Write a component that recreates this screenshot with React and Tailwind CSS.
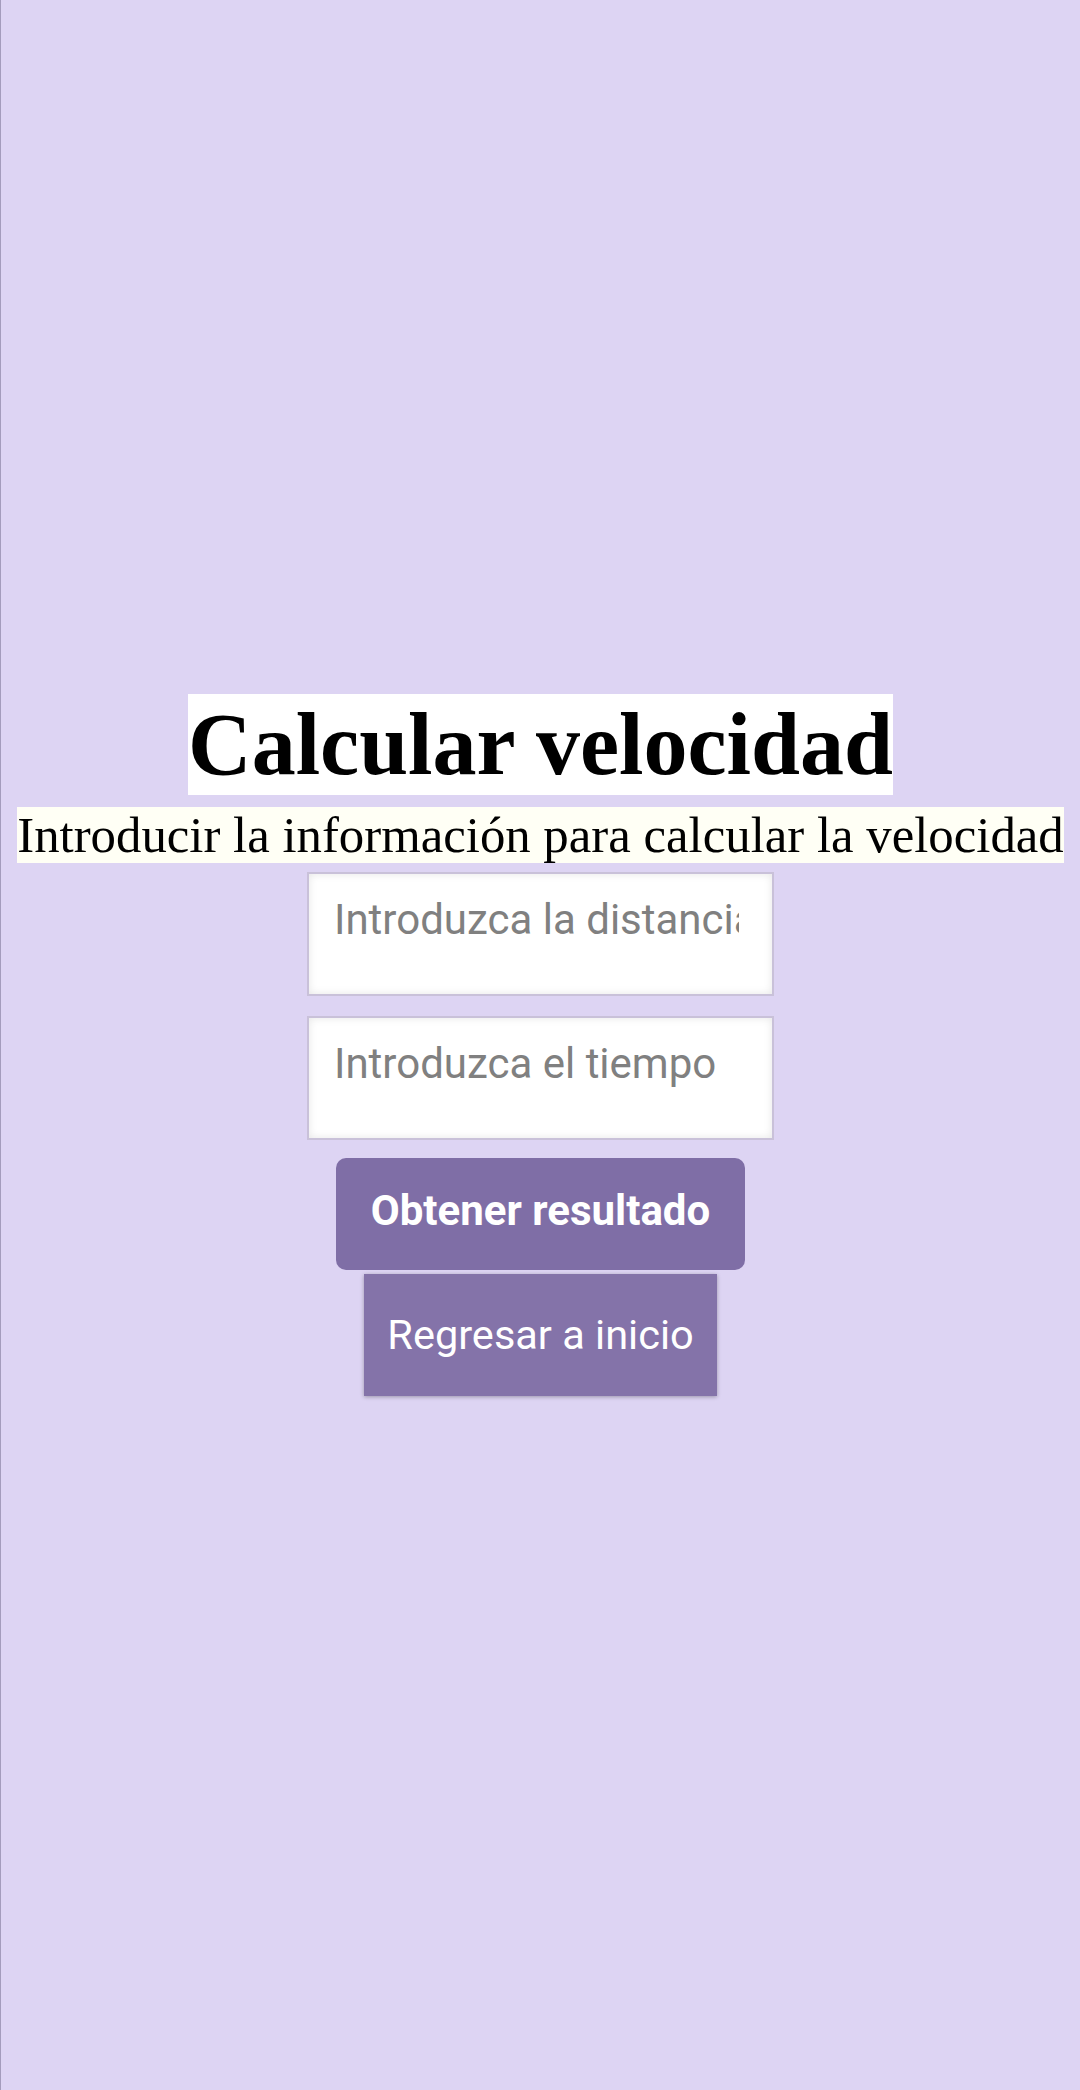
*-*-*
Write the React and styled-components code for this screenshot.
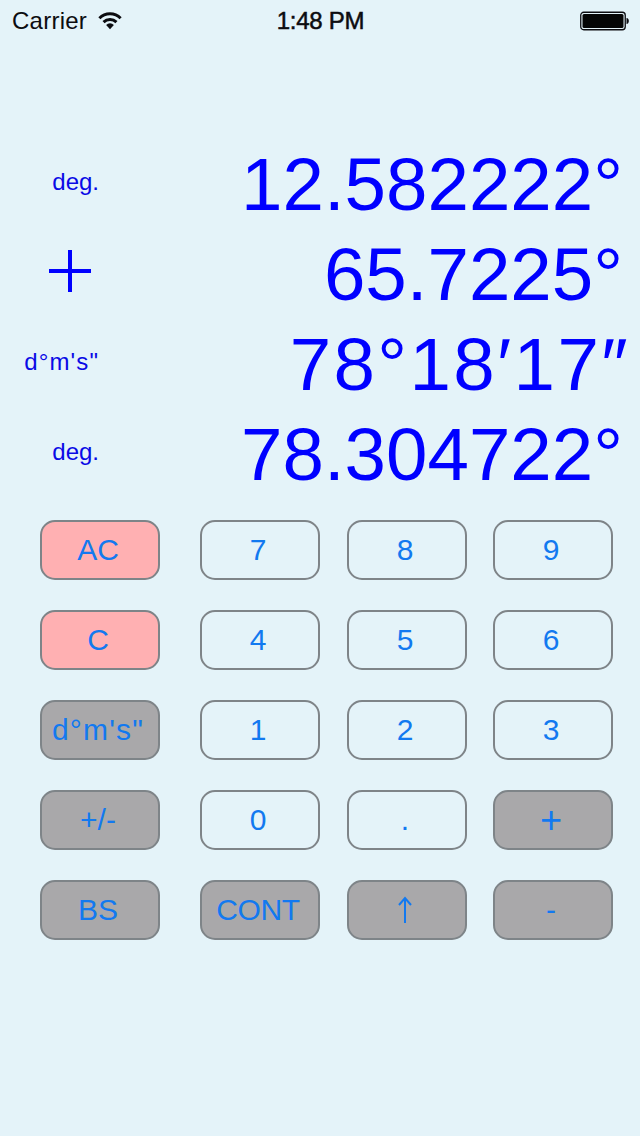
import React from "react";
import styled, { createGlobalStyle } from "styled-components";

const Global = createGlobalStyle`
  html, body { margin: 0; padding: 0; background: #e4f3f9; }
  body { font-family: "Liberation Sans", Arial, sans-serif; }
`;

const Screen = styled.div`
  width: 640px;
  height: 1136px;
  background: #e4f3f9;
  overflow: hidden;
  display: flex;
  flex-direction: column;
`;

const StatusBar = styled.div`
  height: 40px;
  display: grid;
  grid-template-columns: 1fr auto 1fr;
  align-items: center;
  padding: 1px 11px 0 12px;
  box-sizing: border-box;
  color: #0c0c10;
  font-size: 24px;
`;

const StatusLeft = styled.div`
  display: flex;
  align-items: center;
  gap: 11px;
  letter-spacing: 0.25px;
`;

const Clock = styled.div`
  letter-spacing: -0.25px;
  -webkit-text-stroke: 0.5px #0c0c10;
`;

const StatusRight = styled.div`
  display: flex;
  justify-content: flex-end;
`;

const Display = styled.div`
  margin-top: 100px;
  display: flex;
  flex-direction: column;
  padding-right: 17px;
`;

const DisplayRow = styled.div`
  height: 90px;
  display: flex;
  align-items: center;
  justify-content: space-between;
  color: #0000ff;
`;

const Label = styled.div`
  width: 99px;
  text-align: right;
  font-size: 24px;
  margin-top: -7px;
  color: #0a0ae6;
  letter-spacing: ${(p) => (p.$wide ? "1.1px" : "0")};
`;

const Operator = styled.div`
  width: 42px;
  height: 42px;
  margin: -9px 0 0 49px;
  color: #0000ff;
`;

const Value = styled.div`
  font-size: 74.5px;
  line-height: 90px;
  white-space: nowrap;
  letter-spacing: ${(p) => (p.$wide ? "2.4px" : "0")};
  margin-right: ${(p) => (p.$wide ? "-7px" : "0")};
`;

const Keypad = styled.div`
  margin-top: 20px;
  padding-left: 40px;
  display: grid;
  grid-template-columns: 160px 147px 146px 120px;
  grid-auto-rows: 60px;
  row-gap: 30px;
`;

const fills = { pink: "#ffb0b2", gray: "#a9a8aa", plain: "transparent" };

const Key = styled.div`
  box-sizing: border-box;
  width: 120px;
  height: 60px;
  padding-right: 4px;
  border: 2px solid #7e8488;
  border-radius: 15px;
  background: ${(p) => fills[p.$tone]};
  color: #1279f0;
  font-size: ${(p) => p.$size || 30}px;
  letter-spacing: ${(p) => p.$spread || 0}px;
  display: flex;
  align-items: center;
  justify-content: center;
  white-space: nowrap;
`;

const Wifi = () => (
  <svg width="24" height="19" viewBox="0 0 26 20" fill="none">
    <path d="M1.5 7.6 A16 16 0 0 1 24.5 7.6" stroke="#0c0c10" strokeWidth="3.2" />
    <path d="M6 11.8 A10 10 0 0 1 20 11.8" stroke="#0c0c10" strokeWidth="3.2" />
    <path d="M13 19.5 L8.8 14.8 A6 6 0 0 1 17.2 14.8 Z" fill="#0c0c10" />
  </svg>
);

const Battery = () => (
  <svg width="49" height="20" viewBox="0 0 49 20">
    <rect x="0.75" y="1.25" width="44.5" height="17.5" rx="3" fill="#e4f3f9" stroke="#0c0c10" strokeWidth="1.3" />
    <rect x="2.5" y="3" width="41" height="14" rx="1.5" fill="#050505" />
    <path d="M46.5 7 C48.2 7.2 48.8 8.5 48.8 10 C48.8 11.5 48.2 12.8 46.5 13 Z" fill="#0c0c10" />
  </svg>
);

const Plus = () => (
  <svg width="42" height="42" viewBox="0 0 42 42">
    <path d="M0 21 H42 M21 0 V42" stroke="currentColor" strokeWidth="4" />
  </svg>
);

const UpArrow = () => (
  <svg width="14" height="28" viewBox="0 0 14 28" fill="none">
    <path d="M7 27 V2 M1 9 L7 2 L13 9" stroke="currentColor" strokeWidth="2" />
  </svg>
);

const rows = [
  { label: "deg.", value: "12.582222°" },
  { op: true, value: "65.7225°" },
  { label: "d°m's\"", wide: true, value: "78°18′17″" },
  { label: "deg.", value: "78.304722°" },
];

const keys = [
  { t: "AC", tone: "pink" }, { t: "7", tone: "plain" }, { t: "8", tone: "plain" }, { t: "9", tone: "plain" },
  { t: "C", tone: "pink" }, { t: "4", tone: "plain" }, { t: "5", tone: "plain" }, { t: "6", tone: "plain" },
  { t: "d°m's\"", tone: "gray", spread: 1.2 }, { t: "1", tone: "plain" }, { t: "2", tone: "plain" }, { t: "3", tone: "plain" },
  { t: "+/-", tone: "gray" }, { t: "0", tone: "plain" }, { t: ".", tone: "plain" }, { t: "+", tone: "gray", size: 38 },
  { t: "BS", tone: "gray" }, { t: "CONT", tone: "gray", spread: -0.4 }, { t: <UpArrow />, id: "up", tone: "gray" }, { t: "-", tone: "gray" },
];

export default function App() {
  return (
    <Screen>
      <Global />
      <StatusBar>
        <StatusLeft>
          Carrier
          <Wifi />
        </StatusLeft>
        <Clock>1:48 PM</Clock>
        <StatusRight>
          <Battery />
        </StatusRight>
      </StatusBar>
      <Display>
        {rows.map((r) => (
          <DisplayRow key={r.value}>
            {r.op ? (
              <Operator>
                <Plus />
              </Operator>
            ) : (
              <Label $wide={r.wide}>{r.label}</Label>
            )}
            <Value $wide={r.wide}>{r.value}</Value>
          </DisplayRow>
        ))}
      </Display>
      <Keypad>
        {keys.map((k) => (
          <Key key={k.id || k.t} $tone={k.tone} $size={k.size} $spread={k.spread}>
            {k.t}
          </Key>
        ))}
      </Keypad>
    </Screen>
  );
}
*-*-*
Task objective
Exactly how many lines of the listing above contain the string "this"? Give no more than the number.

Problem solution
2